How do you find the domain and range of #f(x) = (x+2) / (x-1)#?

Question

Abigail Allen · Accepted Answer

Domain and range #(-oo, 1)U(1, +oo)#

To find the domain, it has to be seen whether f(x) exists for all values of x. If it does , its domain is all Real numbers. If it does not exists for some values of x. then those numbers are excluded from the domain. In the present case f(x) would not exist for x=1, hence its domain would be all real numbers except 1. In set notation it would be written as #(-oo, 1)U(1, +oo)#.

For range, write it as #y= (x+2)/(x-1)#. Interchange x and y and solve for y, as follows:

#x=(y+2)/(y-1) rArr y= (x+2)/(x-1)# Now the domain of this function would be the range of the original function.

It turns out that this function's domain matches that of the original function as well.

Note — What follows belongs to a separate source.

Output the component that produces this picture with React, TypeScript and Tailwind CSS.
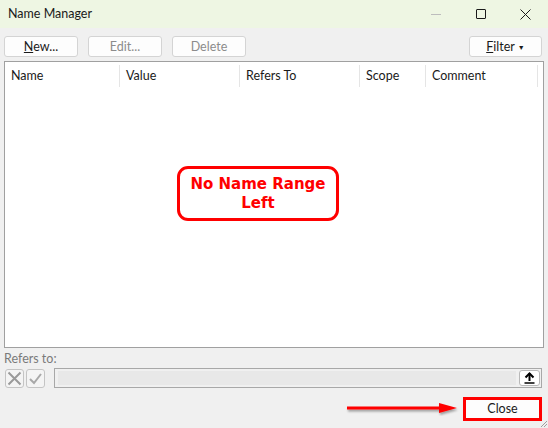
import React from "react";

const ui = { fontFamily: 'Lato, "Noto Sans", Arial, sans-serif' };

function Btn({ children, disabled, className = "" }: { children: React.ReactNode; disabled?: boolean; className?: string }) {
  return (
    <div
      className={`h-[21px] pt-[1px] flex items-center justify-center rounded-[3px] border border-[#d4d4d4] bg-[#fdfdfd] text-[12.5px] ${disabled ? "text-[#8c8c8c]" : "text-[#1a1a1a]"} ${className}`}
    >
      {children}
    </div>
  );
}

export default function App() {
  return (
    <div className="w-[548px] h-[428px] bg-[#f0f0f0] flex flex-col relative overflow-hidden" style={ui}>
      {/* title bar */}
      <div className="h-[28px] bg-[#eef6e3] flex items-center pl-[8px] shrink-0">
        <span className="text-[12.5px] text-[#1a1a1a] flex-1">Name Manager</span>
        <div className="flex items-center h-full">
          <div className="w-[45px] h-full flex items-center justify-center">
            <div className="w-[10px] h-px bg-[#bdbdbd]" />
          </div>
          <div className="w-[45px] h-full flex items-center justify-center">
            <div className="w-[10px] h-[10px] border border-[#1a1a1a] rounded-[1px]" />
          </div>
          <div className="w-[45px] h-full flex items-center justify-center">
            <svg width="11" height="11" viewBox="0 0 11 11">
              <path d="M0.5 0.5 L10.5 10.5 M10.5 0.5 L0.5 10.5" stroke="#1a1a1a" strokeWidth="1" />
            </svg>
          </div>
        </div>
      </div>

      {/* toolbar */}
      <div className="flex items-center pl-[4px] pr-[6px] pt-[8px] h-[29px]">
        <Btn className="w-[74px]">
          <span><span className="underline">N</span>ew...</span>
        </Btn>
        <Btn disabled className="w-[74px] ml-[10px]">Edit...</Btn>
        <Btn disabled className="w-[74px] ml-[10px]">Delete</Btn>
        <div className="flex-1" />
        <Btn className="w-[73px]">
          <span><span className="underline">F</span>ilter</span>
          <span className="ml-[3px] text-[7px] leading-none">▼</span>
        </Btn>
      </div>

      {/* list */}
      <div className="mx-[4px] mt-[4px] h-[287px] border border-[#a0a0a0] bg-white flex flex-col">
        <div className="h-[25px] pt-[3px] flex text-[12.5px] text-[#1a1a1a]">
          <div className="w-[115px] border-r border-[#e5e5e5] pl-[6px] flex items-center">Name</div>
          <div className="w-[120px] border-r border-[#e5e5e5] pl-[6px] flex items-center">Value</div>
          <div className="w-[120px] border-r border-[#e5e5e5] pl-[6px] flex items-center">Refers To</div>
          <div className="w-[66px] border-r border-[#e5e5e5] pl-[6px] flex items-center">Scope</div>
          <div className="w-[112px] border-r border-[#e5e5e5] pl-[6px] flex items-center">Comment</div>
        </div>
        <div className="flex-1 flex justify-center pt-[79px]">
          <div
            className="w-[162px] h-[55px] ml-[-32px] rounded-[11px] border-[3px] border-[#ff0000] flex flex-col items-center justify-center text-[#ff0000] font-bold text-[15px] leading-[19px]"
            style={{ fontFamily: '"DejaVu Sans", Verdana, sans-serif' }}
          >
            <span>No Name Range</span>
            <span>Left</span>
          </div>
        </div>
      </div>

      {/* refers to */}
      <div className="pl-[4px] mt-[3px] text-[12.5px] text-[#7a7a7a] h-[16px] leading-[16px]">Refers to:</div>
      <div className="flex items-center pl-[5px] pr-[6px] mt-[1px] h-[20px]">
        <div className="w-[19px] h-[19px] border border-[#c4c4c4] rounded-[3px] bg-[#f4f4f4] flex items-center justify-center">
          <svg width="15" height="15" viewBox="0 0 15 15">
            <path d="M1.5 1.5 L13.5 13.5 M13.5 1.5 L1.5 13.5" stroke="#9a9a9a" strokeWidth="2" />
          </svg>
        </div>
        <div className="w-[19px] h-[19px] ml-[2px] border border-[#c4c4c4] rounded-[3px] bg-[#f4f4f4] flex items-center justify-center">
          <svg width="15" height="15" viewBox="0 0 15 15">
            <path d="M2 8 L6 12 L13 3" stroke="#a8a8a8" strokeWidth="2" fill="none" />
          </svg>
        </div>
        <div className="flex-1 ml-[9px] h-[20px] border border-[#a8a8a8] bg-[#f0f0f0] flex items-stretch p-[2px] pl-[3px]">
          <div className="flex-1 bg-[#e8e8e8]" />
          <div className="w-[21px] ml-[3px] -my-[1px] -mr-[1px] border border-[#b8b8b8] rounded-[3px] bg-white flex items-center justify-center">
            <svg width="11" height="12" viewBox="0 0 11 12">
              <path d="M5.5 1 L5.5 9" stroke="#000" strokeWidth="2" />
              <path d="M1.5 5.5 L5.5 1.5 L9.5 5.5" stroke="#000" strokeWidth="2" fill="none" />
              <path d="M0.5 11 L10.5 11" stroke="#000" strokeWidth="1.5" />
            </svg>
          </div>
        </div>
      </div>

      {/* footer */}
      <div className="flex items-center justify-end pr-[6px] mt-[9px] h-[24px]">
        <svg width="116" height="14" viewBox="0 0 116 14" className="mr-[2px]">
          <defs>
            <filter id="sh" x="-10%" y="-50%" width="120%" height="200%">
              <feDropShadow dx="1" dy="2" stdDeviation="1" floodColor="#000" floodOpacity="0.35" />
            </filter>
          </defs>
          <g filter="url(#sh)">
            <path d="M2 6 L96 6" stroke="#ff0000" strokeWidth="3" />
            <path d="M94 1 L112 6 L94 11 Z" fill="#ff0000" />
          </g>
        </svg>
        <div className="w-[79px] h-[24px] pt-[1px] border-[3px] border-[#ff0000] bg-[#fdfdfd] flex items-center justify-center text-[12.5px] text-[#1a1a1a]">
          Close
        </div>
      </div>

      {/* resize grip */}
      <svg width="8" height="8" viewBox="0 0 8 8" className="absolute right-0 bottom-0">
        <path d="M7 1 L1 7 M7 4 L4 7" stroke="#a0a0a0" strokeWidth="1" />
      </svg>
    </div>
  );
}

Hence range of original function would also be #(-oo, 1)U(1, +oo)#

Eli Assouline · Answer

undefined To find the domain:
- The function is defined for all real numbers except where the denominator is zero.
- Set the denominator, $ x - 1 $, not equal to zero and solve for $ x $.
- $ x - 1 \neq 0 $ leads to $ x \neq 1 $.
- Therefore, the domain is all real numbers except $ x = 1 $.

To find the range:
- As $ x $ approaches positive or negative infinity, $ f(x) $ approaches 1.
- There is a vertical asymptote at $ x = 1 $.
- The range is all real numbers except $ f(x) $ cannot equal 1.